** Start **
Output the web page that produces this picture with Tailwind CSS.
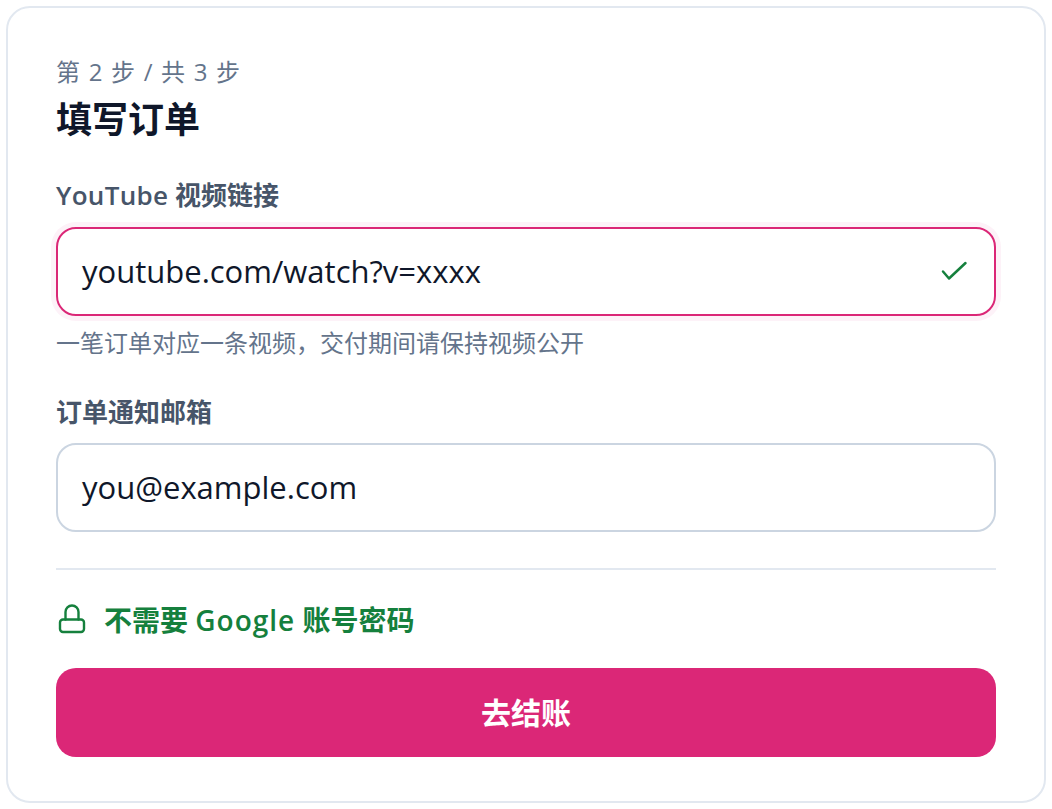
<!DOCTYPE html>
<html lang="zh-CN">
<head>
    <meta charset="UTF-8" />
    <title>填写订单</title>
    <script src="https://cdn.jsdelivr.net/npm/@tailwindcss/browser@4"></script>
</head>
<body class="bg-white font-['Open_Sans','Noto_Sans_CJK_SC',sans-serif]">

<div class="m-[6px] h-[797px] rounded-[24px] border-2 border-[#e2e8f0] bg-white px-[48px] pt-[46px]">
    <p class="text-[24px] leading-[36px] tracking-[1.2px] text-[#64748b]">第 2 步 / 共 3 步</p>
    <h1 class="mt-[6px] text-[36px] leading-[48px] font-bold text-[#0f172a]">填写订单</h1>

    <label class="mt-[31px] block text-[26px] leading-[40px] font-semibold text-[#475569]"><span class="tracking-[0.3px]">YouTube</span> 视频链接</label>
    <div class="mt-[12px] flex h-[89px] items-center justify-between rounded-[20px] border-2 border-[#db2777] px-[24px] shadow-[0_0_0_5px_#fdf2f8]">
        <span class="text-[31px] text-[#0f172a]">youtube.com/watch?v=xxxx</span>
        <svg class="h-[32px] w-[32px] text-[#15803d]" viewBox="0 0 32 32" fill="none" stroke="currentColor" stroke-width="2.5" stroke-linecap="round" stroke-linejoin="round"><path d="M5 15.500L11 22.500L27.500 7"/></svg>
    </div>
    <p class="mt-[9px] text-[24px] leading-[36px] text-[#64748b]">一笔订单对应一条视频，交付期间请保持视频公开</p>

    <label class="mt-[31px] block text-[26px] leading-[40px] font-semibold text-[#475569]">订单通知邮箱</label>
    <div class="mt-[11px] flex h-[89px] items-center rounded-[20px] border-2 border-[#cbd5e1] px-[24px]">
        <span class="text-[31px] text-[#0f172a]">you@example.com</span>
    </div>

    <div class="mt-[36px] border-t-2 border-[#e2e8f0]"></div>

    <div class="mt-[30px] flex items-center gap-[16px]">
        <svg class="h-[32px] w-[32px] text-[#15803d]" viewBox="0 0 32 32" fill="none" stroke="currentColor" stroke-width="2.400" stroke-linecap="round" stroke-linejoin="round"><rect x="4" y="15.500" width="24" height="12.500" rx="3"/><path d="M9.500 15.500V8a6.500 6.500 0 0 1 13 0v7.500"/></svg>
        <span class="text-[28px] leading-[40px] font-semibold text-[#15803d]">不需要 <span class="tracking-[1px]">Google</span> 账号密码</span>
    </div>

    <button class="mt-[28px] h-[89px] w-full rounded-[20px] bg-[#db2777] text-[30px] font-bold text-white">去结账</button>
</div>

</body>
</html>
** End **
SET TASK: The data above should be repeated exactly, minus any pictures.

EXERCISE RESULT:
Output the web page that produces this picture with Tailwind CSS.
<!DOCTYPE html>
<html lang="zh-CN">
<head>
    <meta charset="UTF-8" />
    <title>填写订单</title>
    <script src="https://cdn.jsdelivr.net/npm/@tailwindcss/browser@4"></script>
</head>
<body class="bg-white font-['Open_Sans','Noto_Sans_CJK_SC',sans-serif]">

<div class="m-[6px] h-[797px] rounded-[24px] border-2 border-[#e2e8f0] bg-white px-[48px] pt-[46px]">
    <p class="text-[24px] leading-[36px] tracking-[1.2px] text-[#64748b]">第 2 步 / 共 3 步</p>
    <h1 class="mt-[6px] text-[36px] leading-[48px] font-bold text-[#0f172a]">填写订单</h1>

    <label class="mt-[31px] block text-[26px] leading-[40px] font-semibold text-[#475569]"><span class="tracking-[0.3px]">YouTube</span> 视频链接</label>
    <div class="mt-[12px] flex h-[89px] items-center justify-between rounded-[20px] border-2 border-[#db2777] px-[24px] shadow-[0_0_0_5px_#fdf2f8]">
        <span class="text-[31px] text-[#0f172a]">youtube.com/watch?v=xxxx</span>
        <svg class="h-[32px] w-[32px] text-[#15803d]" viewBox="0 0 32 32" fill="none" stroke="currentColor" stroke-width="2.5" stroke-linecap="round" stroke-linejoin="round"><path d="M5 15.500L11 22.500L27.500 7"/></svg>
    </div>
    <p class="mt-[9px] text-[24px] leading-[36px] text-[#64748b]">一笔订单对应一条视频，交付期间请保持视频公开</p>

    <label class="mt-[31px] block text-[26px] leading-[40px] font-semibold text-[#475569]">订单通知邮箱</label>
    <div class="mt-[11px] flex h-[89px] items-center rounded-[20px] border-2 border-[#cbd5e1] px-[24px]">
        <span class="text-[31px] text-[#0f172a]">you@example.com</span>
    </div>

    <div class="mt-[36px] border-t-2 border-[#e2e8f0]"></div>

    <div class="mt-[30px] flex items-center gap-[16px]">
        <svg class="h-[32px] w-[32px] text-[#15803d]" viewBox="0 0 32 32" fill="none" stroke="currentColor" stroke-width="2.400" stroke-linecap="round" stroke-linejoin="round"><rect x="4" y="15.500" width="24" height="12.500" rx="3"/><path d="M9.500 15.500V8a6.500 6.500 0 0 1 13 0v7.500"/></svg>
        <span class="text-[28px] leading-[40px] font-semibold text-[#15803d]">不需要 <span class="tracking-[1px]">Google</span> 账号密码</span>
    </div>

    <button class="mt-[28px] h-[89px] w-full rounded-[20px] bg-[#db2777] text-[30px] font-bold text-white">去结账</button>
</div>

</body>
</html>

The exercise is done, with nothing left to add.